I have the picture set up and now I'm stuck. I know that I have to express the ladder in terms of x and I'm pretty sure that it involves similar triangles. Thanks.
• October 16th 2008, 07:49 PM
Soroban
Hello, elitespart!

I found that Trig made this easier . . .

Quote:

A fence $a$ feet high is $b$ feet from a burning building.
Find the length of the shortest ladder that will reach from the ground
across the top of the fence to the building.

Code:

                              * R                           *  |                         *    |                     * θ      |                 Q * - - - - - * S               *  |    b    |             *    |a          |         * θ      |          |       * - - - - - * - - - - - *       P          U    b    T

The fence is $QU = a$ feet.
It is $UT = b$ feet from the building.
. . Note that $QS = b$.

The ladder is $PR = L$, which makes angle $\theta$ with the ground.
.Note that $\angle RQS = \theta$.

In right triangle $QUP\!:\;\;\csc\theta = \frac{PQ}{a}\quad\Rightarrow\quad PQ = a\csc\theta$

In right triangle $RSQ\!:\;\;\sec\theta = \frac{QR}{b} \quad\Rightarrow\quad QR = b\sec\theta$

We have: . $PR \;=\;L \;=\;a\csc\theta + b\sec\theta$ .[1]

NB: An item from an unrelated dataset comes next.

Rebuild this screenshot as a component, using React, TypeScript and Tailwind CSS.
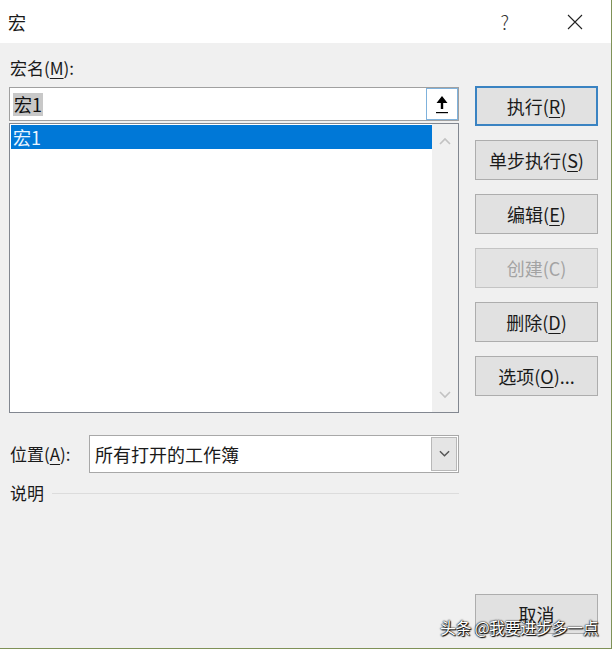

Minimize $L$, solve $\frac{dL}{d\theta} = 0$

. . $\frac{dL}{d\theta} \;=\;-a\csc\theta\cot\theta + b\sec\theta\tan\theta \;=\;0$

We have: . $-a\cdot\frac{1}{\sin\theta}\cdot\frac{\cos\theta}{\ sin\theta} + b\cdot\frac{1}{\cos\theta}\cdot\frac{\sin\theta}{\ cos\theta} \;=\;0$ . . $\Rightarrow\quad \frac{b\sin\theta}{\cos^2\!\theta} - \frac{a\cos\theta}{\sin^2\!\theta} \;=\;0$

Multiply by $\sin^2\!\theta\cos^2\!\theta\!:\;\;b\sin^3\!\theta - a\cos^3\!\theta \;=\;0 \quad\Rightarrow\quad b\sin^3\!\theta \;=\;a\cos^3\!\theta$

. . $\frac{\sin^3\!\theta}{\cos^3\!\theta} \;=\;\frac{a}{b} \quad\Rightarrow\quad \left(\frac{\sin\theta}{\cos\theta}\right)^3 \;=\;\frac{a}{b}$ . . $\Rightarrow\quad \tan^3\!\theta \;=\;\frac{a}{b} \quad\Rightarrow\quad \tan \theta \;=\;\sqrt[3]{\frac{a}{b}}$

We have: . $\tan\theta \;=\;\frac{\sqrt[3]{a}}{\sqrt[3]{b}} \;=\;\frac{opp}{adj}$

Using Pythagorus, we have: . $\begin{Bmatrix}opp &=& a^{\frac{1}{3}} \\ adj &=& b^{\frac{1}{3}} \\ hyp &=& \sqrt{a^{\frac{2}{3}} + b^{\frac{2}{3}} } \end{Bmatrix}$

Then: . $\csc\theta \;=\;\frac{\sqrt{a^{\frac{2}{3}} + b^{\frac{2}{3}}}} {a^{\frac{1}{3}}} \qquad \sec\theta \;=\;\frac{\sqrt{a^{\frac{2}{3}} + b^{\frac{2}{3}}}}{b^{\frac{1}{3}}}$

Substitute into [1]: . $L \;=\;a\cdot\frac{\sqrt{a^{\frac{2}{3}} + b^{\frac{2}{3}}}}{a^{\frac{1}{3}}} + b\cdot\frac{\sqrt{a^{\frac{2}{3}} + b^{\frac{2}{3}}}} {b^{\frac{1}{3}}}$ . $= \;a^{\frac{2}{3}}\sqrt{a^{\frac{2}{3}} + b^{\frac{2}{3}}} + b^{\frac{2}{3}}\sqrt{a^{\frac{2}{3}} + b^{\frac{2}{3}}}$

Factor: . $L \;=\;\sqrt{a^{\frac{2}{3}} + b^{\frac{2}{3}}}\left(a^{\frac{2}{3}} + b^{\frac{2}{3}}\right)$

Therefore: . $\boxed{L \;=\;\left(a^{\frac{2}{3}} + b^{\frac{2}{3}}\right)^{\frac{3}{2}}}$

• October 16th 2008, 08:52 PM
elitespart
Wow! Thank you so much. I really appreciate it.
• March 25th 2012, 06:46 PM
ftmtmr
Re: The fireman's problem (optimization)
i had the same question in my study guide :/ i couldn't get the answer :S can u explain more deeply?